▸ **Do this**:
Exactly the lines from the start of the data below through the line that contains "type Point = [number, number];" are to be copied, with pictures left out.

-- START Data provided --

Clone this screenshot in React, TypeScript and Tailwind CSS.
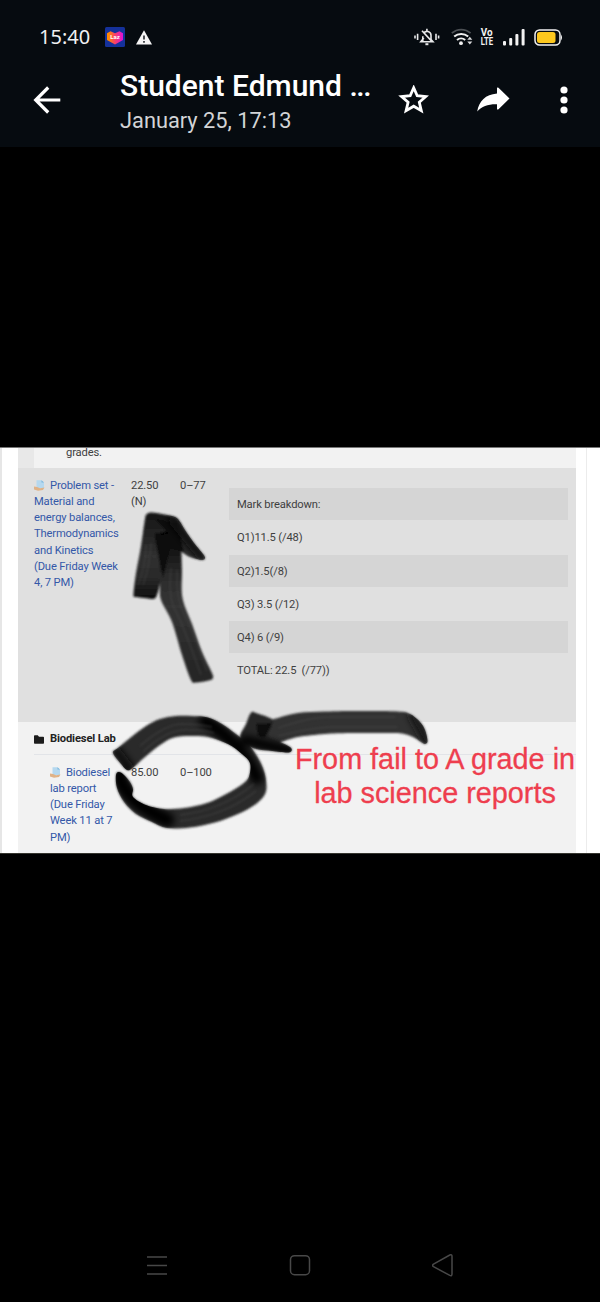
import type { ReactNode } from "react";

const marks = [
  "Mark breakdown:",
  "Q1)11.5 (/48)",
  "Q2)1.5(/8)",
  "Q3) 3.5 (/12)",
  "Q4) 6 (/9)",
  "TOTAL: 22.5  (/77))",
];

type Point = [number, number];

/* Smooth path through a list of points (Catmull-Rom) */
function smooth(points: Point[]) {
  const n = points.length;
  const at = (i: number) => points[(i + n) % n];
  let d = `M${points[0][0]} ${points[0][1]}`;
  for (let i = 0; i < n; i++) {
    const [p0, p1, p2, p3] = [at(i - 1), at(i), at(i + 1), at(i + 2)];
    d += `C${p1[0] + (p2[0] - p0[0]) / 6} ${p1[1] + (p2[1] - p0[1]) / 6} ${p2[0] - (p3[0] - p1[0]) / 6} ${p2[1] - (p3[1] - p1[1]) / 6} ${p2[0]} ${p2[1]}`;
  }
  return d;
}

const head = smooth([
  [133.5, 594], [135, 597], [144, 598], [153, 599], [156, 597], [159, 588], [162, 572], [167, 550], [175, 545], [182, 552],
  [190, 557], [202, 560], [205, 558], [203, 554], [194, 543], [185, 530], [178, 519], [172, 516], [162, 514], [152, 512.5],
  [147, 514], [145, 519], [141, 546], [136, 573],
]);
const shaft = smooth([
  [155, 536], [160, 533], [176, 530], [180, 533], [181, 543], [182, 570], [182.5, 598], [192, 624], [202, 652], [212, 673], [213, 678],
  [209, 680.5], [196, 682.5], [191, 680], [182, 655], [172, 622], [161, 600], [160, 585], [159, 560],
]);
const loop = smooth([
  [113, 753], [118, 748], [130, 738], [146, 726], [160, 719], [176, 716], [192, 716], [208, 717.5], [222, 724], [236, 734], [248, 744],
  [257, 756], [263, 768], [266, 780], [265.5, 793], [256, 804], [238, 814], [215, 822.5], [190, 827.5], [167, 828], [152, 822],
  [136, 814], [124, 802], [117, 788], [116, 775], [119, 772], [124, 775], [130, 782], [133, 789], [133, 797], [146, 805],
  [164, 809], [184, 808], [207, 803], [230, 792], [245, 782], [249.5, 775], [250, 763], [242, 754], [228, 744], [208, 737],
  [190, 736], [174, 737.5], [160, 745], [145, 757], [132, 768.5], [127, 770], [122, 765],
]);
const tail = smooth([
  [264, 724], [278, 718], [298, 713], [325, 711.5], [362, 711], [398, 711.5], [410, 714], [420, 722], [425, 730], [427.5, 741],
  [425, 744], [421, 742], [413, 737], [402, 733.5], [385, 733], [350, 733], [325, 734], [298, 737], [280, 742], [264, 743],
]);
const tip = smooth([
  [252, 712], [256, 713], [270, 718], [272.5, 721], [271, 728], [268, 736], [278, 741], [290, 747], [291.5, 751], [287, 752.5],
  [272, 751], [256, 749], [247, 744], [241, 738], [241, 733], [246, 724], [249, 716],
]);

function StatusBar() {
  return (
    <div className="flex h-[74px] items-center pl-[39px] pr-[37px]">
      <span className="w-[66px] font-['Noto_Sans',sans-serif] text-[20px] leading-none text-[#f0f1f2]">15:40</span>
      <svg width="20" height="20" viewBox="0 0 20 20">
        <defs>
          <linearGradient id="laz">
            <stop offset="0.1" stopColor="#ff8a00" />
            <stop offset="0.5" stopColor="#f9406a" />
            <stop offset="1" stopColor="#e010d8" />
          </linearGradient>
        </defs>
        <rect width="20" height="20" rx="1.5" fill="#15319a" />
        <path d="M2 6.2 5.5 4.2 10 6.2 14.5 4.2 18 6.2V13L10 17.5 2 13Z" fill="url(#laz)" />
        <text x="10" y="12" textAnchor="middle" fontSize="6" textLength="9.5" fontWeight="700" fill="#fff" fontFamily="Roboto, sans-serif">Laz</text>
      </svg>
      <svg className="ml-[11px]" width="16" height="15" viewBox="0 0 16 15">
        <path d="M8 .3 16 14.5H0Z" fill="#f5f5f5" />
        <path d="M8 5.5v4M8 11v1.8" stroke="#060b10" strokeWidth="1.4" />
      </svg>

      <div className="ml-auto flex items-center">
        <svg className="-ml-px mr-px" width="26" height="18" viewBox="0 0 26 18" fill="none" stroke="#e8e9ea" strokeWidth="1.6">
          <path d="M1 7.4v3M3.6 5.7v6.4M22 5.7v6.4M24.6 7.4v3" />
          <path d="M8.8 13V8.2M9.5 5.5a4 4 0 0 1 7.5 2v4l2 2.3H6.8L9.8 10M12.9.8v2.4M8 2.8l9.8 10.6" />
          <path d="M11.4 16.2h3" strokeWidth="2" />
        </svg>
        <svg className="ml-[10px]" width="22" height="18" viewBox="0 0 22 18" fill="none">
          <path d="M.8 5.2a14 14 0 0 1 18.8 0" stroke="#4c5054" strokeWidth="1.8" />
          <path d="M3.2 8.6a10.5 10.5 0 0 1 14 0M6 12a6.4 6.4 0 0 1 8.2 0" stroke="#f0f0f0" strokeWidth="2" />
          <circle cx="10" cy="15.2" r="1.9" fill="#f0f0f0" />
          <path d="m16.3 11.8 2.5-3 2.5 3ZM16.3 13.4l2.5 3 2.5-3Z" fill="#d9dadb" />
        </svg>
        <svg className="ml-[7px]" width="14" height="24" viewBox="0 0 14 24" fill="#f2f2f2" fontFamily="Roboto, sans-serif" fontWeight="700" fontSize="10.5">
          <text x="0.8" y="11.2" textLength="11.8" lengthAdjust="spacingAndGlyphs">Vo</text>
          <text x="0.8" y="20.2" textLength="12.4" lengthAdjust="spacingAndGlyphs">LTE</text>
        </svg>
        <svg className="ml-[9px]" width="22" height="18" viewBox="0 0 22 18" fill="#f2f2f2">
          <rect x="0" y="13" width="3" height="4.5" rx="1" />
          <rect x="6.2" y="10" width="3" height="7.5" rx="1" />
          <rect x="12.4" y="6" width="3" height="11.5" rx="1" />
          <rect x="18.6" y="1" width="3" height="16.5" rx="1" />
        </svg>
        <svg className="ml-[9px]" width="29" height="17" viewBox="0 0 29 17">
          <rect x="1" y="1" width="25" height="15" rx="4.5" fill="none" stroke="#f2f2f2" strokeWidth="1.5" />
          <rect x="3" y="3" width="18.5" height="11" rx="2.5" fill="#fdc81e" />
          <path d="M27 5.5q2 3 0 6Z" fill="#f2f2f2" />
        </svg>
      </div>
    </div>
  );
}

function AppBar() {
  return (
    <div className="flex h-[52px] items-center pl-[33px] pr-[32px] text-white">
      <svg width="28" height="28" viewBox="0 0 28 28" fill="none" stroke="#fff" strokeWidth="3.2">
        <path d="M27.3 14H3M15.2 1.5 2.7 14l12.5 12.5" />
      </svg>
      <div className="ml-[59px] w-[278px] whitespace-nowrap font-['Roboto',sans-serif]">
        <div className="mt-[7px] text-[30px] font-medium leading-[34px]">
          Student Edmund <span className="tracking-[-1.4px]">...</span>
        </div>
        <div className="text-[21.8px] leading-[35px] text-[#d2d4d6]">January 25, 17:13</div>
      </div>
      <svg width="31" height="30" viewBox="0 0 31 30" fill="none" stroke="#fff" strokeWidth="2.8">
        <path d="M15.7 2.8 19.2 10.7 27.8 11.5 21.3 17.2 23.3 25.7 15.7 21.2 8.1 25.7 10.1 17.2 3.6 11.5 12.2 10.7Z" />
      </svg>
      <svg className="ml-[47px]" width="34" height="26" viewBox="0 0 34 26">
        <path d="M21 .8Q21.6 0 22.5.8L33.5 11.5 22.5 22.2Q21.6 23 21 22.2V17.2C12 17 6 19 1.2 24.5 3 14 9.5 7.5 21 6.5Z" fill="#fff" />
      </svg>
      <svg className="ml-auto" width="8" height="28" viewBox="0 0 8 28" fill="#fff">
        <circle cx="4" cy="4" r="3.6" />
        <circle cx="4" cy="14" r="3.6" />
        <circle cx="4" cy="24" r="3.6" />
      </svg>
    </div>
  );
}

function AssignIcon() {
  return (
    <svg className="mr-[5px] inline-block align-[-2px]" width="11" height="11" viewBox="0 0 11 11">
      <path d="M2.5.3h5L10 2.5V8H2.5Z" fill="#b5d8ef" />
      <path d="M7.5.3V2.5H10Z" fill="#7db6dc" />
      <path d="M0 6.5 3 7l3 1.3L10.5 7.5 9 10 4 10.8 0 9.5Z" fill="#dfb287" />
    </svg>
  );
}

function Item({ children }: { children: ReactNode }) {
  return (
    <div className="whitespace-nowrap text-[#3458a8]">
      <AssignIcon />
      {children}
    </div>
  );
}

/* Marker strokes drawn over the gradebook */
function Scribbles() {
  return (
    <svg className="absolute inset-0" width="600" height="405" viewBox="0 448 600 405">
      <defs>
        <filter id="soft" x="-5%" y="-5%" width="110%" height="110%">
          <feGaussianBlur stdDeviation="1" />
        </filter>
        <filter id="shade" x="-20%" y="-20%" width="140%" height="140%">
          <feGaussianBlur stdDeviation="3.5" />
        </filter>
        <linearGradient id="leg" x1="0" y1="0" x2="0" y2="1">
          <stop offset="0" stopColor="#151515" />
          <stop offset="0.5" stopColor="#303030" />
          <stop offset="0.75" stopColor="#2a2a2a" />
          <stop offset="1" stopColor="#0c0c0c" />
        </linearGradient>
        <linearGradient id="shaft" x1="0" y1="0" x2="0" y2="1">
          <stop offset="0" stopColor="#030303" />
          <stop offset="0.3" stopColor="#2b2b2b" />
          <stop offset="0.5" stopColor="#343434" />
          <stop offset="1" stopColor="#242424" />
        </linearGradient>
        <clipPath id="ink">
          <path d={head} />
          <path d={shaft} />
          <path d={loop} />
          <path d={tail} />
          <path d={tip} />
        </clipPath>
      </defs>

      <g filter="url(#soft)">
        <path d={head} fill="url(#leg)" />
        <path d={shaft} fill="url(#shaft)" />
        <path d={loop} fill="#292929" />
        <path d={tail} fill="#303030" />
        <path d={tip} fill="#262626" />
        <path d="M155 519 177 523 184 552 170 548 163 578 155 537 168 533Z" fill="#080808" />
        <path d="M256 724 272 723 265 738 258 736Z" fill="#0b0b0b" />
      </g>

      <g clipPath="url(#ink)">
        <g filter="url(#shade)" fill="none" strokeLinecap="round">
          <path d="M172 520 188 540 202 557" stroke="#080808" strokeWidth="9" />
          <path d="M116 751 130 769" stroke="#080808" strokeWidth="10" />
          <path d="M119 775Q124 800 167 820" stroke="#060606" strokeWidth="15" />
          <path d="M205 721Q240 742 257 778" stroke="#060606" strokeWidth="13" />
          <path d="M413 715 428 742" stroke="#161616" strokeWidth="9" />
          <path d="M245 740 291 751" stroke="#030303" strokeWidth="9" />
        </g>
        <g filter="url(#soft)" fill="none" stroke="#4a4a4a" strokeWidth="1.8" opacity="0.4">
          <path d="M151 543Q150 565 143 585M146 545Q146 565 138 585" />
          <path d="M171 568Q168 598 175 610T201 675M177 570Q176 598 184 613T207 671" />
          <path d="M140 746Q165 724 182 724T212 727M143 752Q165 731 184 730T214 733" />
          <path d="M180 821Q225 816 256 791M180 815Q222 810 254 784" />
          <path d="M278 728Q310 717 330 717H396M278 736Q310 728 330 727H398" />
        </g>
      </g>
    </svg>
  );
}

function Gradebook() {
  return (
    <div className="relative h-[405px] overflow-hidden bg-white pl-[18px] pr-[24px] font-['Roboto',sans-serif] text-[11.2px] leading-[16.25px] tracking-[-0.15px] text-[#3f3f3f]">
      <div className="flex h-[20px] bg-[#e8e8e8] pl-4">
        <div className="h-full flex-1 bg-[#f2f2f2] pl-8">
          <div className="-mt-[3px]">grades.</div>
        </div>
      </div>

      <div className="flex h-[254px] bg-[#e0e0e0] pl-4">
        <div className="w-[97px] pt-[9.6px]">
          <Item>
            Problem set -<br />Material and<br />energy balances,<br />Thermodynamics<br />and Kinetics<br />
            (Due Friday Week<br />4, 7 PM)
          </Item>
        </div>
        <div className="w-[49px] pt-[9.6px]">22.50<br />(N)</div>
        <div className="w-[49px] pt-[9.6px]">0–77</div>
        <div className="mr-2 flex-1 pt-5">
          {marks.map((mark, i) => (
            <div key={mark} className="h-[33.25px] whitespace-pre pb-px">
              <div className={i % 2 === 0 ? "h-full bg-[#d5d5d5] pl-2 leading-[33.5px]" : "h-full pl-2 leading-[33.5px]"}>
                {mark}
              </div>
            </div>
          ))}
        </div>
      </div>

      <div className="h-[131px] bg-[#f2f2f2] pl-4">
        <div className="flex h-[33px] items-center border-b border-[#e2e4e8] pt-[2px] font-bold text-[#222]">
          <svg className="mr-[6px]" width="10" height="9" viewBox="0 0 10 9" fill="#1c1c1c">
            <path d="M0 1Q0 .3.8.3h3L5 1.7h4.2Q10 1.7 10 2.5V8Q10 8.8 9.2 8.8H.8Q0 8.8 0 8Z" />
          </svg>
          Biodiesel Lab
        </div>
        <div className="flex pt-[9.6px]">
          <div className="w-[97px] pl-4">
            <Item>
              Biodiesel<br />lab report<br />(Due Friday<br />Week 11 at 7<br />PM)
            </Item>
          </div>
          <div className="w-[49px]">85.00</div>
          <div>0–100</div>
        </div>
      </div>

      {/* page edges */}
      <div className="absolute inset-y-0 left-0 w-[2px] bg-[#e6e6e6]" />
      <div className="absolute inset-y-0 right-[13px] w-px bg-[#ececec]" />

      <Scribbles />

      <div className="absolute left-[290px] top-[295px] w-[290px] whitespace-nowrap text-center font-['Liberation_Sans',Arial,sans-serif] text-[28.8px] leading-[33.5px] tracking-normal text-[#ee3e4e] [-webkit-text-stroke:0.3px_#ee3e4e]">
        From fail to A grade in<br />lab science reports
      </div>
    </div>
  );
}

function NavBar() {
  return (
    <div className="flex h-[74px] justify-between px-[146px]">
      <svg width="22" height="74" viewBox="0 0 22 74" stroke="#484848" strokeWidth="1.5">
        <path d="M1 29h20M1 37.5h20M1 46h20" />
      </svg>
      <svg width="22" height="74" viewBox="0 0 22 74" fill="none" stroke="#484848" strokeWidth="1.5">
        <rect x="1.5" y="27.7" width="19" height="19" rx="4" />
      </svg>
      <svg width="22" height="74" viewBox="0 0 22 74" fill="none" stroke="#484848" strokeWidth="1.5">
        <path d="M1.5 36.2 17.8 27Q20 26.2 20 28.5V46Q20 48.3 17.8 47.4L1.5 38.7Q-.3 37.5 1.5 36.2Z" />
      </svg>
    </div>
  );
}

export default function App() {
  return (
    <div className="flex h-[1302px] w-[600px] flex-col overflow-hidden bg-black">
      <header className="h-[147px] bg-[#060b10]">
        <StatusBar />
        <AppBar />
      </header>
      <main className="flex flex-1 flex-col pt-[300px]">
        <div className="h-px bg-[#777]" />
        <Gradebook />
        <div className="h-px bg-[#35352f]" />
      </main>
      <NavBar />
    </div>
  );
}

-- END Data provided --

▸ **Response**:
Clone this screenshot in React, TypeScript and Tailwind CSS.
import type { ReactNode } from "react";

const marks = [
  "Mark breakdown:",
  "Q1)11.5 (/48)",
  "Q2)1.5(/8)",
  "Q3) 3.5 (/12)",
  "Q4) 6 (/9)",
  "TOTAL: 22.5  (/77))",
];

type Point = [number, number];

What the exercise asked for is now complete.